Na manhã clara, o som de um piano tocando noturnos de Chopin. Uma leve brisa sacudindo as cortinas da janela. Gerânios em flor, completando o cenário de um dia comum, normal.

Os primeiros sons da manhã começam com as carrocinhas dos leiteiros atendendo aos fregueses, e os motores dos caminhões aquecendo-se para as longas viagens, em suas nobres missões. Depois, a algazarra da garotada a caminho das escolas, e a manhã vai ficando mais barulhenta e movimentada.

Mulheres lavam roupas e as estendem nos varais. Um espaço, porém, para o chimarrão e as conversas por cima do muro. É assim que as notícias se propalam. Desde o preço da cesta básica até as fofocas da vizinhança.

Seu Bráulio, cachaceiro, e a pobre da mulher e dos filhos sofrendo suas agressões. A mocinha que passou a noite fora. Noivas nas costureiras para experimentarem o vestido do grande dia.

Participações de nascimentos, noivados, casamentos e mortes levadas de porta em porta. “Um criadinho às suas ordens!” era como anunciavam a chegada do pequenino infante.

Seu Frederico, nas suas tentativas de aprender acordeão. “Não dá uma esperança”, diz a vizinha entediada.

O aposentado da esquina correndo com os moleques de sua calçada. Eles danificam o piso com carrinhos de madeira, bicicletas, patinetes. E os jovens da noite tiram o seu sono com as descargas abertas de motos – ou lambretas ‒, dos carros retirados na surdina das garagens da família.

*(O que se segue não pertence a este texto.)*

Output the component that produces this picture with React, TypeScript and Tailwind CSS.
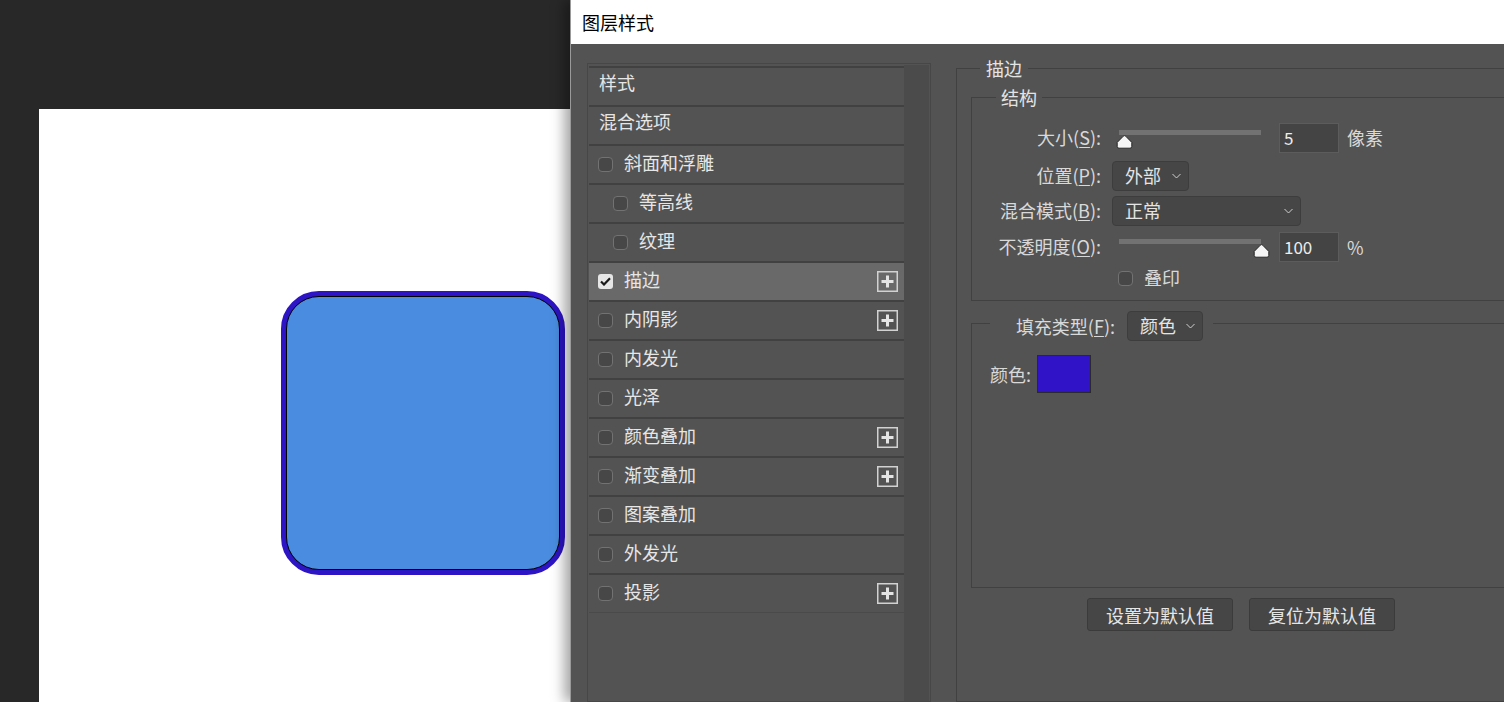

Mas, nos noticiários do dia, aparecem as tragédias. Vulcões em erupção que arrasam cidades e matam; guerras na Europa, na Ásia e na África. Quedas frequentes de aviões, e mortes. Entretanto, tudo isso acontece lá longe. Ficamos com muita pena, que é que podemos fazer? É fato que aqui também não estamos livres dos desastres aéreos, nem de enchentes, nem de crimes hediondos, porém também acontecem mais longe, distantes de nossos dias normais.

Hoje, vivemos em uma aldeia global. Tudo nos diz respeito, não importam as distâncias. Se duas nações, lá na Europa e na Eurásia, entram em guerra, o castigo vem também para nós. Alta vertiginosa dos combustíveis, de insumos para o agronegócio e a indústria, inflação crescendo. O número de desempregados, sem-teto, refugiados – também com nossas próprias calamidades – vem subindo sempre.

A pandemia da Covid-19, que se espalhou por todos os cantos da Terra, não nos poupou. E, para culminar, os nossos desacertos internos, que não nos socorrem desses males, mas, ao contrário, só os agravam.

Diante de tudo isso, eu fico pensando: quando voltaremos aos dias comuns?